Así, al personalizar la responsabilidad, se pasa por alto lo que realmente sucedió al final de aquel proceso de diálogo, cuyo último capítulo se produjo en mayo de 2007, en Suiza, donde se reunieron, en el mismo lugar y de forma consecutiva, delegaciones de ETA y el Gobierno, por una parte, y de Batasuna y PSE, por otra.
Y lo cierto es que la delegación de la que formaba parte Thierry puso sobre la mesa –a propuesta de Arnado Otegi y Rufi Etxeberria, según se recoge en el libro-entrevista ‘El tiempo de las luces’– el desmantelamiento de las estructuras militares de ETA dentro de un acuerdo definitivo. El Gobierno dijo que ni siquiera iba a cumplir los acuerdos iniciales del proceso y, en el plano político, la representación del PSOE no fue capaz de aceptar una propuesta de los observadores internacionales redactada, precisamente, sobre un borrador garabateado por Eguiguren en una pizarra. Al final, no llegaron ni a Loiola. Madrid había decidido que aquello se había terminado.
Cierto es también que de aquel proceso la izquierda abertzale, primero, y ETA, después, llegaron a la conclusión de que el modelo negociador estaba agotado, pues la amenaza de reanudar la actividad armada ante los incumplimientos gubernamentales llevaba inexorablemente a la ruptura, con el coste añadido de que las condiciones políticas y sociales gestadas en Euskal Herria se veían seriamente perjudicadas.
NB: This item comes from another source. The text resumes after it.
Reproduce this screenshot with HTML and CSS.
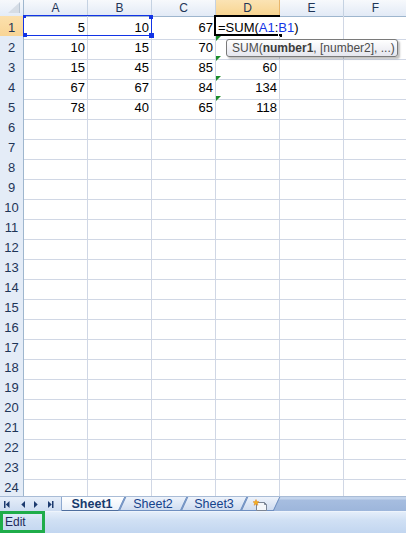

Constituyó un ingrediente esencial para la renovación estratégica del movimiento independentista.
Pero que nadie se lleve a engaño. López Peña está muerto –en una circunstancias más que denunciable–, Arnado Otegi en la cárcel, dicen que Josu Urrutikoetxea ha tenido que salir de Noruega tras estar sentado durante meses en una mesa esperando al Gobierno, y a Eguiguren, seguramente, Rubalcaba no le coge ni el teléfono. Porque los halcones están donde siempre, incrustados en los aparatos del Estado y las estructuras de gobierno, vivitos y coceando.